Commercial Unreasonableness in Bank Depository Practices: Insights from Apcoa v. Fidelity

1. Introduction

The case of Apcoa, Inc. and Federal Insurance Company v. Fidelity National Bank delves into the critical responsibilities banks hold in managing depository accounts and adhering to contractual agreements. Decided by the United States Court of Appeals for the Eleventh Circuit on July 19, 1990, this case underscores the legal implications of commercial unreasonableness in banking practices and sets a precedent for future fiduciary duties owed by financial institutions to their clients.
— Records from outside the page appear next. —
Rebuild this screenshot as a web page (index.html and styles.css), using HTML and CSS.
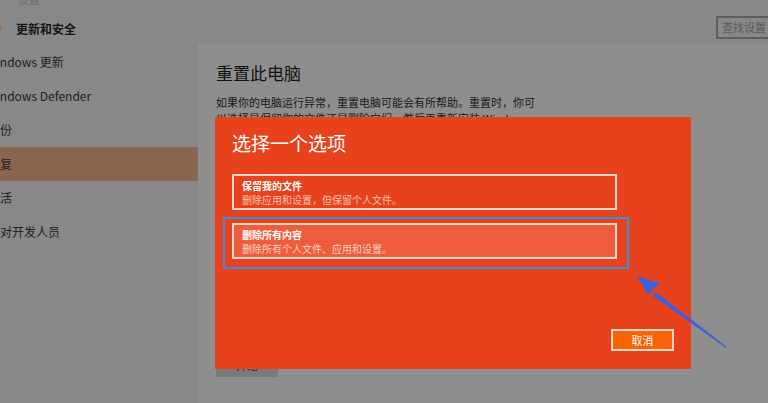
FILE: index.html
```html
<!DOCTYPE html>
<html lang="zh-CN">
<head>
  <meta charset="UTF-8">
  <title>设置 - 更新和安全</title>
  <link rel="stylesheet" href="styles.css">
</head>
<body>

  <div class="topbar">
    <div class="crumb">设置</div>
    <div class="title-row">
      <span class="dot"></span>
      <h1>更新和安全</h1>
    </div>
    <div class="search">查找设置</div>
  </div>

  <div class="main">
    <ul class="sidebar">
      <li>Windows 更新</li>
      <li>Windows Defender</li>
      <li>备份</li>
      <li class="active">恢复</li>
      <li>激活</li>
      <li>针对开发人员</li>
    </ul>

    <div class="content">
      <h2>重置此电脑</h2>
      <p>如果你的电脑运行异常，重置电脑可能会有所帮助。重置时，你可<br>以选择是保留你的文件还是删除它们，然后再重新安装 Windows。</p>
      <div class="start-btn">开始</div>
    </div>
  </div>

  <!-- reset dialog -->
  <div class="dialog">
    <h3>选择一个选项</h3>
    <div class="option">
      <div class="opt-title">保留我的文件</div>
      <div class="opt-desc">删除应用和设置，但保留个人文件。</div>
    </div>
    <div class="focus-ring">
      <div class="option selected">
        <div class="opt-title">删除所有内容</div>
        <div class="opt-desc">删除所有个人文件、应用和设置。</div>
      </div>
    </div>
    <div class="dialog-foot">
      <button class="cancel-btn">取消</button>
    </div>
  </div>

  <svg class="pointer" width="100" height="80" viewBox="0 0 100 80">
    <polygon points="92,74 21,19 18,23 91,75" fill="#3f5fd6"/>
    <polygon points="2,3 25,10 13,22" fill="#3f5fd6"/>
  </svg>

</body>
</html>
```

FILE: styles.css
```css
body {
  margin: 0;
  width: 768px;
  height: 403px;
  overflow: hidden;
  position: relative;
  font-family: "Noto Sans CJK SC", "Liberation Sans", sans-serif;
  background: #8e8e8e;
  color: #1c1c1c;
}
.topbar {
  height: 44px;
  background: #888888;
  position: relative;
}
.crumb {
  position: absolute;
  left: 18px;
  top: -9px;
  font-size: 11px;
  color: #6e6e6e;
}
.title-row {
  display: flex;
  align-items: center;
  height: 44px;
  padding-top: 12px;
  box-sizing: border-box;
}
.dot {
  width: 4px;
  height: 6px;
  margin-left: -2px;
  background: #a07050;
  border-radius: 2px;
}
.title-row h1 {
  margin: 0 0 0 14px;
  font-size: 12px;
  font-weight: bold;
  color: #151515;
}
.search {
  position: absolute;
  right: -14px;
  top: 16px;
  width: 58px;
  height: 19px;
  border: 2px solid #5e5e5e;
  font-size: 11px;
  line-height: 19px;
  padding-left: 4px;
  color: #5a5a5a;
}
.main {
  display: flex;
  height: 359px;
}
.sidebar {
  list-style: none;
  margin: 0;
  padding: 1px 0 0;
  width: 198px;
  background: #888888;
  overflow: hidden;
}
.sidebar li {
  height: 34px;
  line-height: 34px;
  font-size: 12px;
  color: #1e1e1e;
  margin-left: -14px;
  white-space: nowrap;
}
.sidebar li.active {
  background: #8a6650;
  margin-left: 0;
  text-indent: -12px;
}
.sidebar li:nth-child(3),
.sidebar li:nth-child(5),
.sidebar li:nth-child(6) {
  margin-left: -12px;
}
.content {
  flex: 1;
  padding: 16px 18px;
  background: #8e8e8e;
}
.content h2 {
  margin: 0;
  font-size: 17px;
  font-weight: normal;
  color: #111;
}
.content p {
  margin: 9px 0 0;
  font-size: 11px;
  line-height: 16px;
  color: #181818;
}
.start-btn {
  margin-top: 234px;
  width: 62px;
  height: 17px;
  background: #7a7a7a;
  color: #2a2a2a;
  font-size: 11px;
  line-height: 10px;
  text-align: center;
  overflow: hidden;
}
.dialog {
  position: absolute;
  left: 215px;
  top: 117px;
  width: 476px;
  height: 252px;
  background: #e8421c;
  box-sizing: border-box;
  padding: 13px 0 0 17px;
  color: #fff;
}
.dialog h3 {
  margin: 0 0 18px;
  font-size: 19px;
  font-weight: normal;
  line-height: 26px;
}
.option {
  width: 373px;
  height: 29px;
  border: 2px solid #f7d9d0;
  padding: 3px 0 0 8px;
  margin-bottom: 7px;
}
.opt-title {
  font-size: 10px;
  font-weight: bold;
  line-height: 13px;
}
.opt-desc {
  font-size: 10px;
  line-height: 15px;
  color: #f8c2b2;
}
.focus-ring {
  margin-left: -9px;
  width: 395px;
  border: 2px solid #3b8de0;
  padding: 4px 0 8px 7px;
}
.option.selected {
  margin: 0;
  background: #ee5c3c;
}
.option.selected .opt-desc {
  color: #fbd3c6;
}
.dialog-foot {
  display: flex;
  justify-content: flex-end;
  padding: 60px 17px 0 0;
}
.cancel-btn {
  width: 63px;
  height: 22px;
  background: #f86208;
  border: 2px solid #f9d8c6;
  color: #fff;
  font-family: inherit;
  font-size: 11px;
  padding: 0;
}
.pointer {
  position: absolute;
  left: 635px;
  top: 273px;
}
```
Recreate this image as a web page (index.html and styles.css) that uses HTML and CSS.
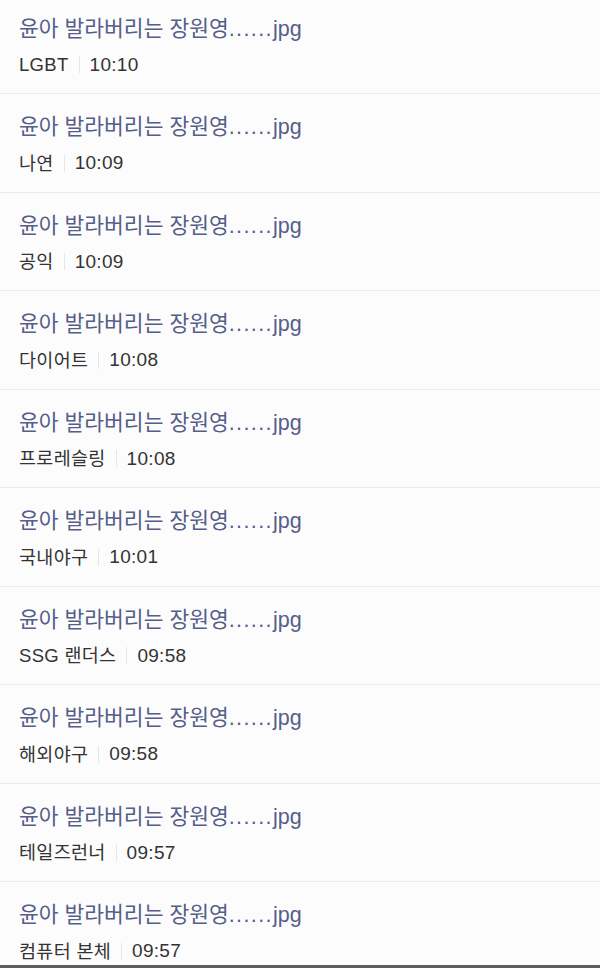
FILE: index.html
```html
<!DOCTYPE html>
<html lang="ko">
<head>
    <meta charset="UTF-8">
    <meta name="viewport" content="width=device-width, initial-scale=1.0">
    <title>게시글 목록</title>
    <link rel="stylesheet" href="styles.css">
</head>
<body>
    <div class="screen">
        <ul class="post-list">
            <li class="post">
                <div class="post-title">윤아 발라버리는 장원영<span class="dots">......</span>jpg</div>
                <div class="post-meta"><span class="board">LGBT</span><span class="time">10:10</span></div>
            </li>
            <li class="post">
                <div class="post-title">윤아 발라버리는 장원영<span class="dots">......</span>jpg</div>
                <div class="post-meta"><span class="board">나연</span><span class="time">10:09</span></div>
            </li>
            <li class="post">
                <div class="post-title">윤아 발라버리는 장원영<span class="dots">......</span>jpg</div>
                <div class="post-meta"><span class="board">공익</span><span class="time">10:09</span></div>
            </li>
            <li class="post">
                <div class="post-title">윤아 발라버리는 장원영<span class="dots">......</span>jpg</div>
                <div class="post-meta"><span class="board">다이어트</span><span class="time">10:08</span></div>
            </li>
            <li class="post">
                <div class="post-title">윤아 발라버리는 장원영<span class="dots">......</span>jpg</div>
                <div class="post-meta"><span class="board">프로레슬링</span><span class="time">10:08</span></div>
            </li>
            <li class="post">
                <div class="post-title">윤아 발라버리는 장원영<span class="dots">......</span>jpg</div>
                <div class="post-meta"><span class="board">국내야구</span><span class="time">10:01</span></div>
            </li>
            <li class="post">
                <div class="post-title">윤아 발라버리는 장원영<span class="dots">......</span>jpg</div>
                <div class="post-meta"><span class="board">SSG 랜더스</span><span class="time">09:58</span></div>
            </li>
            <li class="post">
                <div class="post-title">윤아 발라버리는 장원영<span class="dots">......</span>jpg</div>
                <div class="post-meta"><span class="board">해외야구</span><span class="time">09:58</span></div>
            </li>
            <li class="post">
                <div class="post-title">윤아 발라버리는 장원영<span class="dots">......</span>jpg</div>
                <div class="post-meta"><span class="board">테일즈런너</span><span class="time">09:57</span></div>
            </li>
            <li class="post">
                <div class="post-title">윤아 발라버리는 장원영<span class="dots">......</span>jpg</div>
                <div class="post-meta"><span class="board">컴퓨터 본체</span><span class="time">09:57</span></div>
            </li>
        </ul>
    </div>
    <div class="bottom-bar"></div>
</body>
</html>
```

FILE: styles.css
```css
body {
    font-family: "Liberation Sans", "Noto Sans CJK KR", sans-serif;
    margin: 0;
    background-color: #fcfcfd;
}
.screen {
    height: 965px;
    overflow: hidden;
}
.post-list {
    list-style: none;
    margin: -4.5px 0 0 0;
    padding: 0;
}
.post {
    box-sizing: border-box;
    height: 98.5px;
    padding: 19px 19px 0 19px;
    border-bottom: 1px solid #ebebee;
}
.post-title {
    font-size: 21.5px;
    line-height: 28px;
    color: #555e89;
    white-space: nowrap;
}
.post-title .dots {
    letter-spacing: 1.4px;
}
.post-meta {
    display: flex;
    align-items: center;
    margin-top: 10px;
    font-size: 18.5px;
    line-height: 24px;
    color: #333;
}
.post-meta .board {
    padding-right: 10px;
    border-right: 1px solid #e6e6e6;
    line-height: 17px;
}
.post-meta .board,
.post-meta .time {
    letter-spacing: 0.3px;
}
.post-meta .time {
    padding-left: 10px;
    font-size: 19px;
}
.bottom-bar {
    height: 3px;
    background-color: #5e5e5e;
}
```
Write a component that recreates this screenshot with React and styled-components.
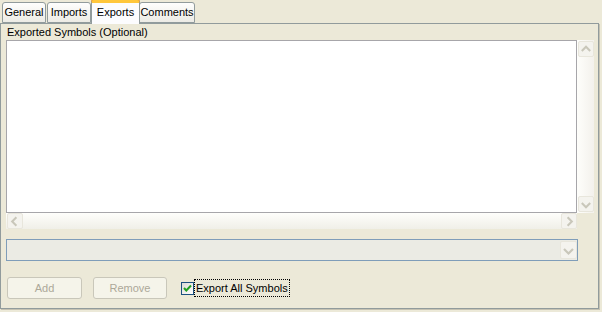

2. Summary of the Judgment

The litigation arose from an embezzlement scheme orchestrated by employees of Apcoa, Inc., who illicitly diverted funds amounting to approximately $259,611.85 through unauthorized accounts at Fidelity National Bank in Atlanta, Georgia. Apcoa, along with Federal Insurance Company, sought summary judgment against Fidelity, asserting that the bank breached its contractual obligations by allowing the unauthorized transactions to occur.

The district court granted summary judgment in favor of Apcoa, determining that Fidelity had indeed violated the terms of the depository agreement and failed to uphold reasonable commercial standards. Fidelity appealed this decision, contending that genuine issues of material fact existed regarding the defenses it raised, specifically the defense of commercial reasonableness, Apcoa's own negligence, and apparent authority.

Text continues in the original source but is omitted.